第412話 レジを待つ間に

文字数 836文字

 6台ある、某スーパーのレジ。お昼。かきいれどき。6台とも、フルオープン。客がずらりと並んでいる。
 うち、1台のレジを担当する某嬢。他の5台の人たちと比し、なんとも緩慢な動作。ゆっくりゆっくり商品をとおしている。彼女は、けっこうベテランなのだが、いつもあんな調子である。

 客も知っていて、彼女のレジには好んで並ぼうとはしない。あるいは、他のレジが絶望的に混んでいて、やむなく彼女のレジに並んで、イライラすることを強いられる。
 ぼくは、この店の従業員間の人間関係をおもう。
「まったく、○さんは…。」「私たちより、全然働いていないんだもの。」「それで同じ給料なんだものね。」
 客からの評判もよろしくないだろうとおもわれる。

 だが、それでいいのだ。それは、彼女の性格なのだ。たぶん、おっとりしているのだ。のんびり屋さんなんだ。
 で、他の従業員は、ともかく手が早いのだ。そして、テキパキとものごとをこなせる性格なのだ。
 のんびりした性格の従業員は、その性にしたがってそういう仕事をし、テキパキした性格の従業員は、その性にしたがってそういう仕事をしているだけだ。
 そこから、はじまっているだけなのだ。

 何も、いいんだ、どうせ仕事なんだから、のんびりやろうと、テキパキやろうと。
 彼女に文句を言うのなら、従業員諸氏、あなた達ものんびりやればいいのだ。テキパキやるのを畢竟選んでいるのはあなた方自身なのだから、それがイヤなら、あなた方も文句を言わず、のんびりやればいい。あなた方の、全く、自由なんだ。

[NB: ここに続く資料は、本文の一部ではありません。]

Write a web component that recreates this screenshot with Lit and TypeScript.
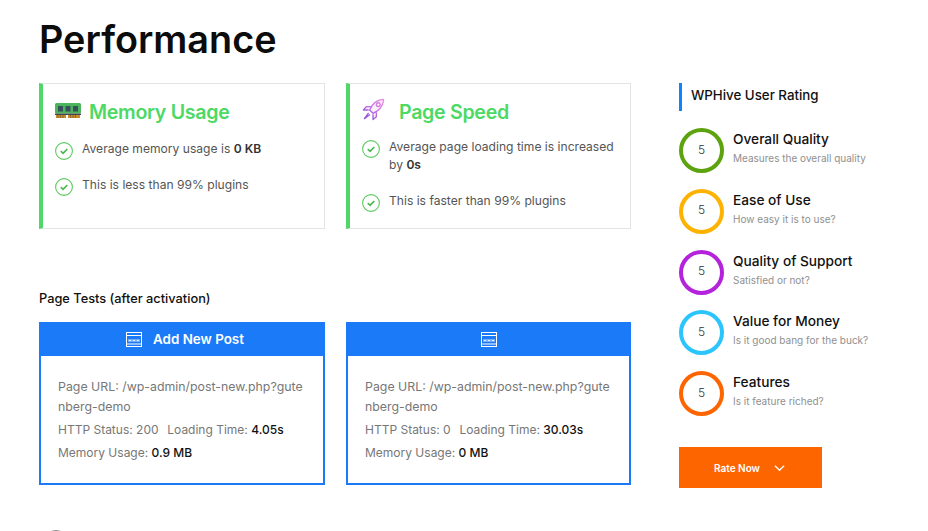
import { LitElement, html, css } from "lit";
import { customElement } from "lit/decorators.js";

const check = html`<svg class="check" viewBox="0 0 18 18" aria-hidden="true">
  <circle cx="9" cy="9" r="8.4" fill="none" stroke="#5cc95f" stroke-width="1.1"/>
  <path d="M5.8 9.2l2.3 2.2 4.2-4.4" fill="none" stroke="#4cb84f" stroke-width="1.7"/>
</svg>`;

const ram = html`<svg class="ico" viewBox="0 0 26 15" aria-hidden="true">
  <rect x="0" y="0" width="26" height="10.500" rx="1.5" fill="#4cb45a"/>
  <rect x="3" y="3" width="5" height="5.500" fill="#37505a"/>
  <rect x="10.500" y="3" width="5" height="5.500" fill="#37505a"/>
  <rect x="18" y="3" width="5" height="5.500" fill="#37505a"/>
  <rect x="0" y="10.500" width="26" height="1.500" fill="#3c4a4e"/>
  <rect x="1" y="12" width="10" height="3" fill="#c98a2c"/>
  <rect x="13" y="12" width="12" height="3" fill="#c98a2c"/>
  <path d="M3 12v3M5.500 12v3M8 12v3M15.500 12v3M18 12v3M20.500 12v3" stroke="#7a5a24" stroke-width=".7"/>
</svg>`;

const rocket = html`<svg class="rocket" viewBox="0 0 24 24" fill="none" stroke-width="1.400" aria-hidden="true">
  <defs><linearGradient id="rk" x1="0" y1="1" x2="1" y2="0">
    <stop offset="0" stop-color="#8a4fd8"/><stop offset="1" stop-color="#f08ae8"/></linearGradient></defs>
  <path fill="#f3d9f7" fill-opacity=".45" stroke="url(#rk)" stroke-linejoin="round" stroke-linecap="round" d="M22.500 1.500c-5 .3-9 2.500-12 6.500l-2.500 4.500 3.500 3.500 4.500-2.500c4-3 6.200-7 6.500-12zM8.500 9H4.500L1.500 12.500h5M15 15.500v4l-3.500 3v-5M6.500 16l-4 5.500 5.500-4M17 5a2 2 0 1 0 .01 0z"/>
</svg>`;

const win = html`<svg class="win" viewBox="0 0 16 15" fill="none" stroke="#fff" aria-hidden="true">
  <rect x=".5" y=".5" width="15" height="14" stroke-width="1"/>
  <path d="M.5 3.500h15M.5 12h15" stroke-width="1"/>
  <path d="M3 7v3M5 7v3M7 7v3M9 7v3M11 7v3M13 7v3M3 8.500h2M7 8.500h2M11 8.500h2" stroke-width=".8"/>
</svg>`;

const ratings = [
  ["Overall Quality", "Measures the overall quality", "#5da30f"],
  ["Ease of Use", "How easy it is to use?", "#fdb201"],
  ["Quality of Support", "Satisfied or not?", "#b522dc"],
  ["Value for Money", "Is it good bang for the buck?", "#2cc4fd"],
  ["Features", "Is it feature riched?", "#fd6500"],
];

@customElement("app-root")
export class AppRoot extends LitElement {
  static styles = css`
    :host {
      display: block;
      width: 928px;
      height: 531px;
      overflow: hidden;
      background: #fff;
      font-family: Inter, "Noto Sans", sans-serif;
      color: #555;
      box-sizing: border-box;
      padding: 0 0 0 39px;
    }
    h1 {
      margin: 0;
      padding-top: 14px;
      height: 83px;
      box-sizing: border-box;
      font-size: 37.800px;
      line-height: 50px;
      font-weight: 600;
      color: #0c0c0c;
    }
    .cols { display: flex; gap: 48px; }
    .main { width: 592px; }
    .pair { display: grid; grid-template-columns: 286px 285px; gap: 21px; }
    .card {
      height: 146px;
      box-sizing: border-box;
      border: 1px solid #e4e4e4;
      border-left: 4px solid #4fd868;
      padding: 14px 10px 0 12px;
    }
    .head { display: flex; align-items: center; height: 28px; margin-bottom: 14px; }
    .tight .head { margin-bottom: 12px; }
    .ico { width: 26px; height: 15px; margin: -3px 8px 0 0; }
    .rocket { width: 23px; height: 23px; margin: -5px 14px 0 0; }
    .head span { font-size: 19.600px; font-weight: 600; color: #4cd964; letter-spacing: -.3px; }
    .row { display: flex; gap: 9px; font-size: 12.100px; line-height: 18px; margin-bottom: 18px; color: #555; }
    .row b { font-weight: 600; color: #333; }
    .check { width: 18px; height: 18px; flex: none; margin: 2px 0 -2px; }
    .tests-title { margin: 61px 0 14px; font-size: 12.800px; line-height: 18px; font-weight: 500; color: #111; }
    .test { height: 163px; box-sizing: border-box; border: 2px solid #1a7af8; }
    .bar {
      height: 32px;
      box-sizing: border-box;
      padding-bottom: 3px;
      background: #1a7af8;
      display: flex;
      align-items: center;
      justify-content: center;
      gap: 11px;
      color: #fff;
      font-size: 13.400px;
      font-weight: 600;
    }
    .bar span { margin-right: -6px; }
    .win { width: 16px; height: 15px; margin-top: 2px; }
    .body { padding: 21px 17px 0; font-size: 12px; line-height: 23px; color: #777; }
    .url { font-size: 12.350px; line-height: 20px; word-break: break-all; margin-bottom: 1px; }
    .load { margin-left: 2px; }
    .body b { font-weight: 500; color: #111; }
    .side { width: 200px; }
    .side h2 {
      margin: 0 0 17px;
      height: 28px;
      box-sizing: border-box;
      border-left: 3px solid #0a84ff;
      padding-left: 9px;
      font-size: 13.300px;
      line-height: 24px;
      font-weight: 500;
      color: #111;
    }
    .rate { display: flex; gap: 9px; height: 45px; margin-bottom: 15.750px; }
    .ring {
      width: 45px;
      height: 45px;
      box-sizing: border-box;
      border: 4px solid;
      border-radius: 50%;
      padding-bottom: 3px;
      flex: none;
      display: flex;
      align-items: center;
      justify-content: center;
      font-size: 12px;
      font-weight: 300;
      color: #333;
    }
    .txt { padding-top: 1px; }
    .rate strong { display: block; font-size: 13.700px; line-height: 20px; font-weight: 500; color: #111; }
    .rate small { display: block; font-size: 10px; line-height: 18px; color: #8f8f8f; }
    .btn {
      margin-top: 31px;
      width: 143px;
      height: 41px;
      background: #fd6500;
      display: flex;
      align-items: center;
      justify-content: center;
      gap: 14px;
      color: #fff;
      font-size: 10px;
      font-weight: 600;
    }
    .btn svg { width: 11px; height: 8px; margin-right: 2px; }
    .arc {
      width: 22px;
      height: 22px;
      border: 1px solid #888;
      border-radius: 50%;
      margin: 45px 0 0 5px;
    }
  `;

  test(title: string, status: string, time: string, mem: string) {
    return html`<div class="test">
      <div class="bar">${win}${title ? html`<span>${title}</span>` : ""}</div>
      <div class="body">
        <div class="url">Page URL: /wp-admin/post-new.php?gutenberg-demo</div>
        <div>HTTP Status: ${status} &nbsp;<span class="load">Loading Time: <b>${time}</b></span></div>
        <div>Memory Usage: <b>${mem}</b></div>
      </div>
    </div>`;
  }

  render() {
    return html`
      <h1>Performance</h1>
      <div class="cols">
        <div class="main">
          <div class="pair">
            <div class="card">
              <div class="head">${ram}<span>Memory Usage</span></div>
              <div class="row">${check}<div>Average memory usage is <b>0 KB</b></div></div>
              <div class="row">${check}<div>This is less than 99% plugins</div></div>
            </div>
            <div class="card tight">
              <div class="head">${rocket}<span>Page Speed</span></div>
              <div class="row">${check}<div>Average page loading time is increased by <b>0s</b></div></div>
              <div class="row">${check}<div>This is faster than 99% plugins</div></div>
            </div>
          </div>
          <div class="tests-title">Page Tests (after activation)</div>
          <div class="pair">
            ${this.test("Add New Post", "200", "4.05s", "0.9 MB")}
            ${this.test("", "0", "30.03s", "0 MB")}
          </div>
          <div class="arc"></div>
        </div>
        <div class="side">
          <h2>WPHive User Rating</h2>
          ${ratings.map(
            ([t, d, c]) => html`<div class="rate">
              <div class="ring" style="border-color:${c}">5</div>
              <div class="txt"><strong>${t}</strong><small>${d}</small></div>
            </div>`
          )}
          <div class="btn">
            <span>Rate Now</span>
            <svg viewBox="0 0 12 8" fill="none" stroke="#fff" stroke-width="1.500"><path d="M1 1.500l5 5 5-5"/></svg>
          </div>
        </div>
      </div>
    `;
  }
}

 仕事に行くこともできれば行かないこともできる。生きるのがイヤなら、死ぬこともできる。個人個人の黄金権。
 さて、仕事なんて、たいしたことではない。適当でいいんだよ、適当で。真面目にやらないからって、命を獲られるわけでもないだろう。
 と、自分に言い聞かす。どうせ、行ってしまえばマジメにやっちゃうんだから。せめて、心くらい、無責任でありたい。
 と、ぼくは、自分の中でバランスをとっている。